Objective
From the listing below, pull out every line where the string "styles" appears.

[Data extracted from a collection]
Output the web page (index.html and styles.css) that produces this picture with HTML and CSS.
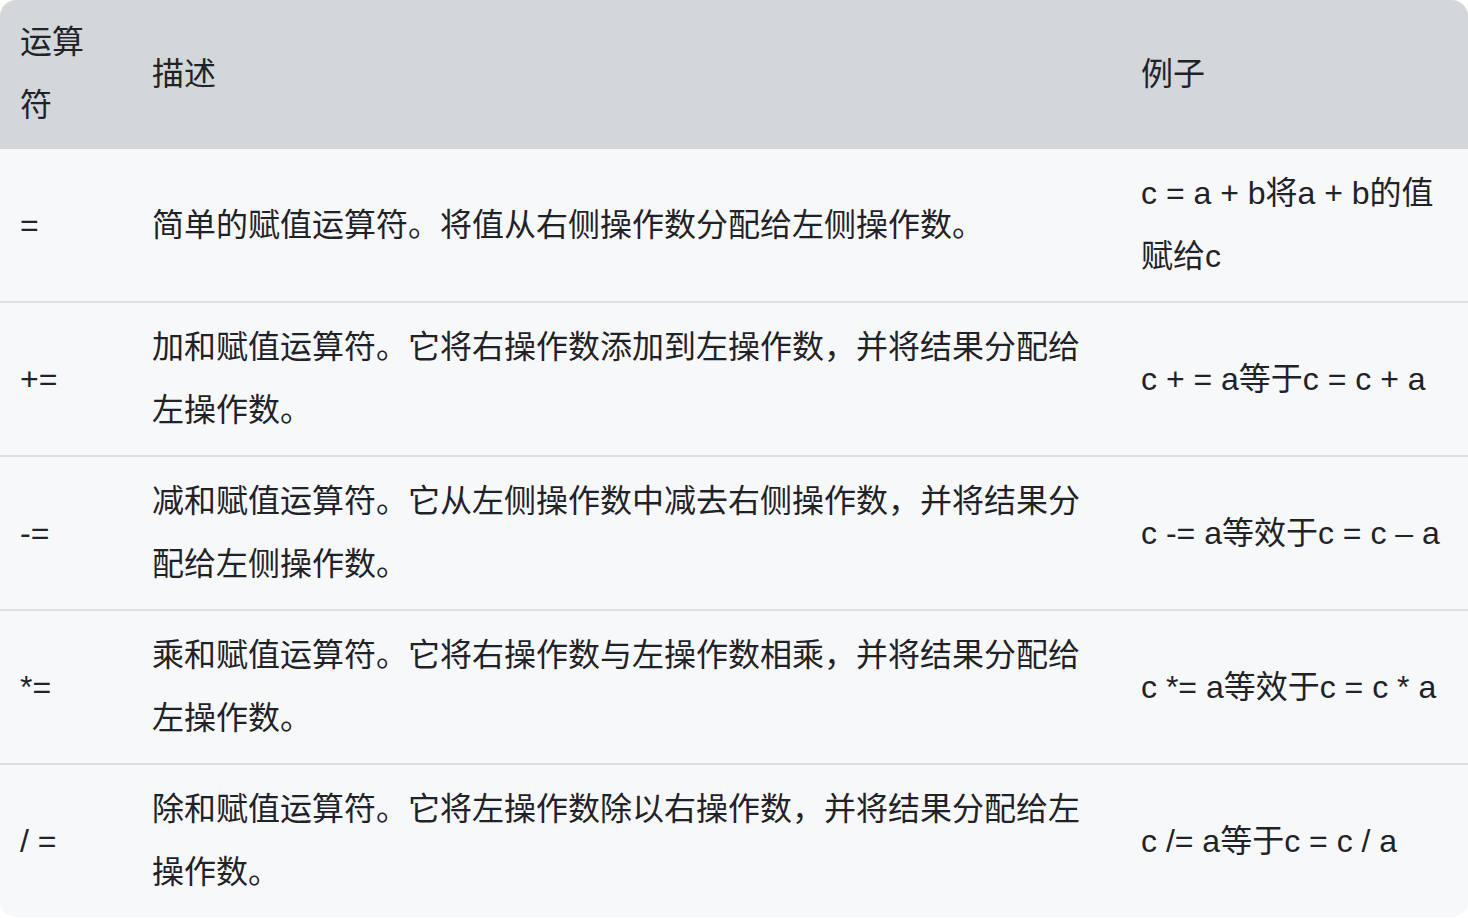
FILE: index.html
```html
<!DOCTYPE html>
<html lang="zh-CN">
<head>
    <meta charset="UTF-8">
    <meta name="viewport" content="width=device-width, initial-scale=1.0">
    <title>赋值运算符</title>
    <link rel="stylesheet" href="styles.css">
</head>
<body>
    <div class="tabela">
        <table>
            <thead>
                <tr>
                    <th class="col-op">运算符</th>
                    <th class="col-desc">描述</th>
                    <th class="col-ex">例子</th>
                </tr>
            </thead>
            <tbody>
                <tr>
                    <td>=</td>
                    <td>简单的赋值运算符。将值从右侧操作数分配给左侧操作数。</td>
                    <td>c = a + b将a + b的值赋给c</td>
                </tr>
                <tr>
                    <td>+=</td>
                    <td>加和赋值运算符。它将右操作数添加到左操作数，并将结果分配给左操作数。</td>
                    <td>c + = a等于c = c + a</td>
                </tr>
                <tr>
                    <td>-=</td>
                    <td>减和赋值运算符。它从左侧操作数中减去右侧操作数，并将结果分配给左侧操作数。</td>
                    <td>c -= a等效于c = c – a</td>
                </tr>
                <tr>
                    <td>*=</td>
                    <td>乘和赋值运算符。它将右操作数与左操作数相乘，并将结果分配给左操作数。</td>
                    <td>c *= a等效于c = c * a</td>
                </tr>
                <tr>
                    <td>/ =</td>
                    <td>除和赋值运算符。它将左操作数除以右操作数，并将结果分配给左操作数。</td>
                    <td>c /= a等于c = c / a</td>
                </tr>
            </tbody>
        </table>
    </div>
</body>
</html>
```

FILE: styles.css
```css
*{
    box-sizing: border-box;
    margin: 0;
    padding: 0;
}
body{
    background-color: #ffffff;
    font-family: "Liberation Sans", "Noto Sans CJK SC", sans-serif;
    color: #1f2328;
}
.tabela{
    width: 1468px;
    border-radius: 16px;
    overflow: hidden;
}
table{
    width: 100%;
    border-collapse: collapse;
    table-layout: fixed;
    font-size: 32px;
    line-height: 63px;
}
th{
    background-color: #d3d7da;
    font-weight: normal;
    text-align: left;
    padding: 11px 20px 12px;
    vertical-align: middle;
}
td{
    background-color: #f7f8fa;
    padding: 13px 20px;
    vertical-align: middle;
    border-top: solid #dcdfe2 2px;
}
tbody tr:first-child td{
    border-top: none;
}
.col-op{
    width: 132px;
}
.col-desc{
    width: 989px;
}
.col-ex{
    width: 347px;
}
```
...
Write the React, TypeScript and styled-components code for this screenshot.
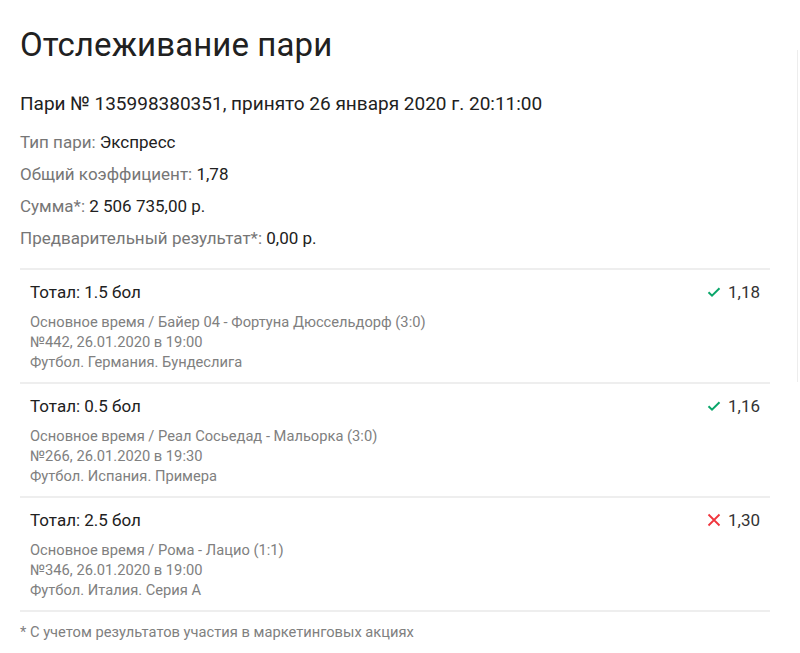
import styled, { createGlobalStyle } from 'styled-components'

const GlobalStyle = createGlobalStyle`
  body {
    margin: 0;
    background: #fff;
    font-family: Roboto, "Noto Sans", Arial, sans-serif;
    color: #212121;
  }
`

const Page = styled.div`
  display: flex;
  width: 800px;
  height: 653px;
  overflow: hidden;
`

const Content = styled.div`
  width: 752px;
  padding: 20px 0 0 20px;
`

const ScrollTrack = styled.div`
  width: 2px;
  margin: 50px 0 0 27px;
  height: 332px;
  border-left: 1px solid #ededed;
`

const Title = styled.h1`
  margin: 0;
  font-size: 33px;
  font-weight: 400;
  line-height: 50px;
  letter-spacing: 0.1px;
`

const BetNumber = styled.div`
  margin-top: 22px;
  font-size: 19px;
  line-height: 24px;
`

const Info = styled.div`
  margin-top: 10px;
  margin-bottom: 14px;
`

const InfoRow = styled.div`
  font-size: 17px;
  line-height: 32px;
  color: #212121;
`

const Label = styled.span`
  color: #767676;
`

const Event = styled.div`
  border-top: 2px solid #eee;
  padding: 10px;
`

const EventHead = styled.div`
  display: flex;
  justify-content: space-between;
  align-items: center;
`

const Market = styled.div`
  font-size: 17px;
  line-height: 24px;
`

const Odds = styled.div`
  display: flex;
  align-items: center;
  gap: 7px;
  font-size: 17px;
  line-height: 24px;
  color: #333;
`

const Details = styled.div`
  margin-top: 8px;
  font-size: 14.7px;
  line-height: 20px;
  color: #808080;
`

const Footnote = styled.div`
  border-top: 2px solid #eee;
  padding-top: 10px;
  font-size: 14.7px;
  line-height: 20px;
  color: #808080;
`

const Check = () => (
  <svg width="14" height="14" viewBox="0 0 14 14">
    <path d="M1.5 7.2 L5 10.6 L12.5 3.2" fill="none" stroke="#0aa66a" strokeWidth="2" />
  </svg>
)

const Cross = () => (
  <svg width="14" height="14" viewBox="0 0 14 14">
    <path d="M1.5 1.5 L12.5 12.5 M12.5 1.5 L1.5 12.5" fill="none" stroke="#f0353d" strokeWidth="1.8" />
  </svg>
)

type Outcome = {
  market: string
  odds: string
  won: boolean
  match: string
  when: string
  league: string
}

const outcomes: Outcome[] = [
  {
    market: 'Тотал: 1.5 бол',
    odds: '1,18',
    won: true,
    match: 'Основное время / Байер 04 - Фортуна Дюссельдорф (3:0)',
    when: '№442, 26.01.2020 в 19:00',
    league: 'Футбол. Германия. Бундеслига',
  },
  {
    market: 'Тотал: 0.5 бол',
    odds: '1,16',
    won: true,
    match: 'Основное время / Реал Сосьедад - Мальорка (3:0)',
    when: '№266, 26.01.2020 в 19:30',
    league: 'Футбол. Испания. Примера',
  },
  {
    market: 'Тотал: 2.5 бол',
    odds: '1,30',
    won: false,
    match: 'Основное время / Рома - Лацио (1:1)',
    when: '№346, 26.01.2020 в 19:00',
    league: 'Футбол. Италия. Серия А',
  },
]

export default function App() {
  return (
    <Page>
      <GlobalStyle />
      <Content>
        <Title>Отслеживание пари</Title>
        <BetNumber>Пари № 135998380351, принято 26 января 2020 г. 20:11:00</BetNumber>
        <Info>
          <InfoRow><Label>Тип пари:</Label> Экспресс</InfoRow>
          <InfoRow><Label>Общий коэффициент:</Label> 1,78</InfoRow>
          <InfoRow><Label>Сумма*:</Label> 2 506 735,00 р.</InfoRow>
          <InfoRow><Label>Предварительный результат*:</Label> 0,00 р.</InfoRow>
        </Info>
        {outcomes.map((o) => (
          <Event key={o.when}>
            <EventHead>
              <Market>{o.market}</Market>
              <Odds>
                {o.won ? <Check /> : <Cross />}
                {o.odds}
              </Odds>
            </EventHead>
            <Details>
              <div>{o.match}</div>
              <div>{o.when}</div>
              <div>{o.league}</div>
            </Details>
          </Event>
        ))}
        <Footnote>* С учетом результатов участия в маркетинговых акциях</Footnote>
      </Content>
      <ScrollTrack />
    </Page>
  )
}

Final result
Output the web page (index.html and styles.css) that produces this picture with HTML and CSS.
    <link rel="stylesheet" href="styles.css">
FILE: styles.css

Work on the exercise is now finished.